Vaish Intro

Vaishnavism is the largest of all the Hindu denominations, with around 560 million adherents across the globe. Members of Vaishnavism are called Vaishnavites or Vaishnavas (adjective: Vaishnava).
In the Hindu Trimurti (trinity), Vishnu is known as the preserver. However, as Vaishnavas regard him as the supreme god, in Vaishnavism he is given many attributes. Important among these are his omniscience, strength, a capacity to make impossible possible, sovereignty, valour and resplendence. In his manifestation as Krishna he was a great warrior and learned man whose discourse on Hindu philosophy forms the primary Hindu religious text, the Bhagvad Gita. As Rama he was manifest as a man who adhered perfectly to Dharma (natural law) despite numerous harsh trials and tribulations. His wife, Lakshmi the goddess of wealth, is also worshipped, and may be referred to as Sri (pronounced Shree), which means auspicious.


Like other aspects of Hinduism, no denomination is monolithic and hegemonic. Vaishnavism is divided into many smaller divisions, often focussing on one form/incarnation or avatar of Vishnu or the other. The two main deities worshipped are Krishna and Rama, both incarnation of Vishnu, and are considered supreme gods, with other deities as subordinate manifestations. Vaishnavite Hindus also worship the abstract form of Vishnu in the saligrama stone. The stones are shaped similar to an ammonite fossil, and worshipping it is considered the worship of god himself.

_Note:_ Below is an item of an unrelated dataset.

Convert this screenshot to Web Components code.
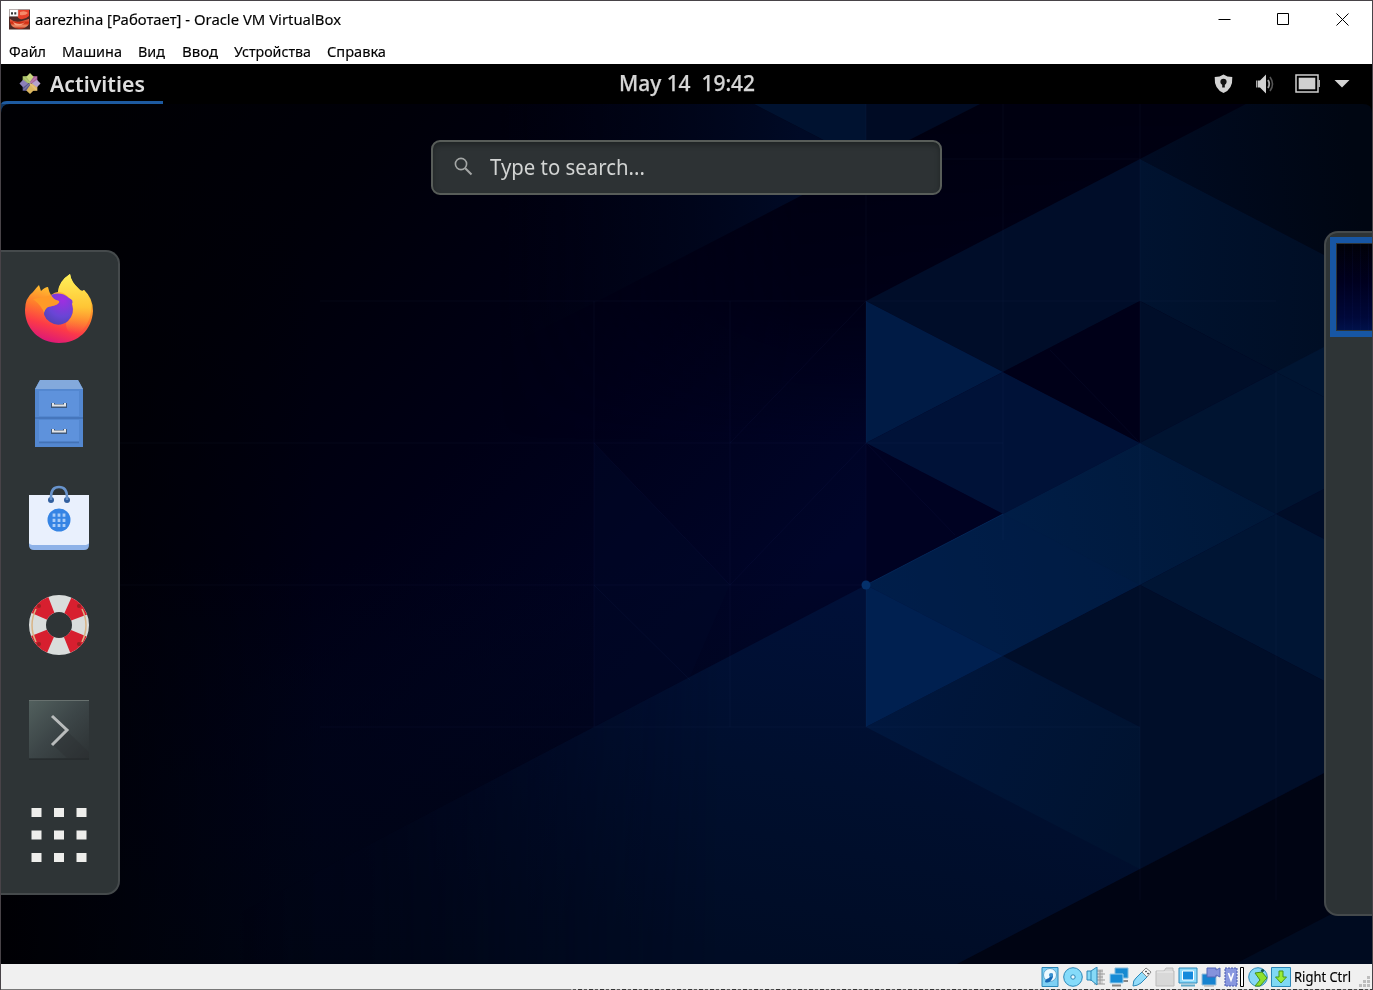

The six schools of Vaishnavism are called: Vishishtadvaita, Dvaita, Achintya Bheda-Abheda, Shuddhaadvaita, Dvaitaadvaita and Ek Saran Naam Dharma. Whilst most of the other Hindu denominations stress the hidden meaning of the scriptures, Vaishnavism stresses the literal meaning of the Vedas, and treats the subtext and allegory as secondary concerns. In addition to the Vedas, Vaishnavites especially revere the Bhagavad Gita, the Bhagavata Purana, the Vishnu Samhita and the Gita Govinda, among others. These texts focus especially on Vishnu or his incarnations Krishna and Rama.

The distinctive religious belief of Vaishnavism is its emphasis on God as a personal being; i.e., someone you can know and have a relationship with. Vaishnavas often identify six qualities of God: all knowledge, all power, supreme majesty, supreme strength, unlimited energy and total self-sufficiency. One popular name for God among Vaishnavites is an ancient name from the Vedas: Purushottama, "the Supreme Person."

Vaishnavas often recount the love story between Rama and Sita and contemplate Krishna’s physical and spiritual features and amorous antics. Religious ecstasy and feelings of companionship with Vishnu are the main goals of Vaishnava religious ritual. Consequently, Vaishnavas tend to be associated with the bhakti traditions of Hinduism, believing that salvation (moksha) can be attained through a deep personal devotion to god. Whilst meditation is an important part of Vaishnavite religious practice, religious ecstasy and morality rather than contemplation, are the focus. 

Another distinctive aspect of Vaishnavism is the admiration of numerous Vaishnava saints. One important group of such saints is the 12 Alvars who lived in South India in the 8th and 9th centuries. They wrote hymns that expressed the strongest love and passion for Vishnu and longing for His presence.

Vaishnava Today

One group of modern Vaishnava saints are the Bauls, who live in Bengal. They call themselves "madmen for God" and sing and dance throughout the countryside. Many other historical Vaishnavites are admired for their devotion to Vishnu as well. Some of the most beloved Vaishnava saints are Antal, Mira Bai, Tulsi Das, Jnanadeva, Chaitanya and Tukaram.

Some Vaishnavas wear the mark of Vishnu upon their foreheads or bodies, which may be a Y, U or T shape drawn in white. Alongside this is a red circle, representative of Lakshmi.

There are no accurate figures for Vaishnavas living in Britain. However, 75% of the British Hindu population is Gujarati, an area of India strongly associated with Vaishnavism. It is therefore likely that the majority of Britain’s Hindus are Vaishnavas.

 The Hare Krishnas are an example of a Vaishnavite group. As with other Hindu denominations, they celebrate all the Hindu festivals during the year. Of particular importance to the Vaishnavas are the festivals of Ramnavmi, celebrating Lord Rama’s birthday (usually in April), and Janmashtmi, celebrating Lord Krishna’s birthday (usually in August).